Weighing Tech Benefits

Heavy Features
Bigger might just mean more expensive

There are reasons I enjoy my work in a technology related field.  One of the most fun is the whole idea of better, faster, cheaper that I get to see new examples of every day.  If you think back a bit, in 1980 if you bought a VCR it was about $500 (in 1980 dollars), the size of a refrigerator, had no remote, no auto-tracking, no stereo audio output and broke if you rewound tapes too much.  Just before they stopped selling VCRs a couple years ago, you could go into a Walmart and buy one with a remote, produced a clear picture automatically, stereo output, was only maybe 4 times larger than the tapes themselves and cost $39 in 2006 dollars!  It was better in every imaginable way and way cheaper to boot.
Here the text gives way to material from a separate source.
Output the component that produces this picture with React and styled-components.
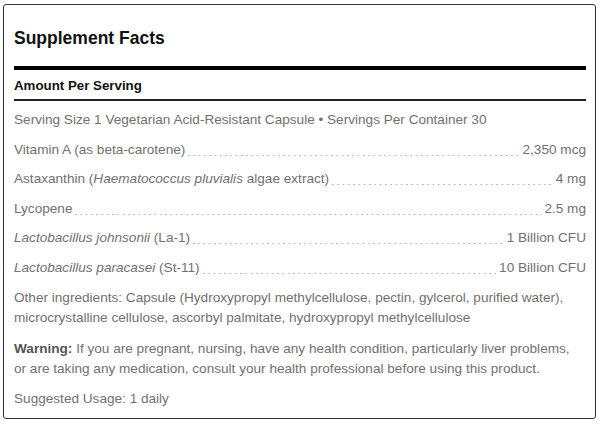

To me, this is how I have come to expect technology to behave.  I have been working in document imaging for roughly the last 15 years.  Document scanners followed the predictable pattern.  15 years ago a bi-tonal scanner that jammed all the time and made marginally clear images was roughly $30,000.  Now you can buy a great full color scanner that has a super reliable paper feeder that can handle roughly 100 pages per minute for $5,000.

One would think that the rest of the imaging industry followed suit.  While there are some examples of this, for the most part the price of a document management system remains high without offering a comparable additional hard dollar payback over systems that were running 15 years ago.  Let me simplify the conversation; many companies have fairly unsophisticated needs when it comes to document management:

  • Put a variety of documents in to the system (scanned images, faxes, PDFs, word docs etc.)
  • Assign indexes to the documents (Document type, date, reference number, etc.)
  • Be able to easily find them and use them when you need them
  • Keep things secure
  • Make sure the archive is backed up so a hardware failure doesn’t cripple your organization

When it comes to most organization’s needs, being able to store their purchase orders and invoices (or HR documents or insurance claims or whatever it is the company does) so that they can easily access them when needed offers a lot of payback.  The funny thing is that prices seem to get higher every year instead of getting lower.  Sure the list of features keeps expanding, but many of these features don’t offer as much of a hard dollar payback as the basic capabilities of a document imaging system.

While I have not met a lot of happy Filenet customers over the years, there are lots of very happy customers out there with offerings like Application Xtender from EMC (the former OTG) or even Alchemy et all.  The thing is, should the paperless office require a $50,000 – $100,000 investment to start?  Sure the basic license costs less, but once you factor in training, install, maintenance, hardware, not to mention your own staff to run it, those estimates are a joke.

With this in mind, it was great to run across Fileworks Online.  The system evolved from the technology they sold for years to large insurance customers and as such is stable and full of the features one would expect to find in a modern document management system.  The thing that made it stand out to me is the faster, better, cheaper offer they put together.  Essentially instead of investing in national sales forces and trade show booths, Fileworks seems to have put together a great product that can be used by anyone with a web browser without major investments in hardware and training.  The best part is that it starts at about $30.00 per month per user with no capital investment.  They host the software and all your documents in a secure archive, keep the system running 24/7, and keep your files backed up so that you don’t have to worry about some crash will eat all your records.

(Ok, I just re-read that section. . . sounds like a campy infomercial.  Either way, I like the stuff and don’t think I should beat around the bush and pretend I don’t)

I also like how it is sold.  Rather than sitting through powerpoints on what the software will be like, Fileworks seems to figure that their best sales person is the product itself.  They encourage the potential customer to download it and give it a shot.  Most others in this space seem to think their environment would be too complicated to do this sort of thing on your own.  They are probably right.

Anyone else have any examples in imaging that follow this trend?  Drop them in the comments so I can check them out.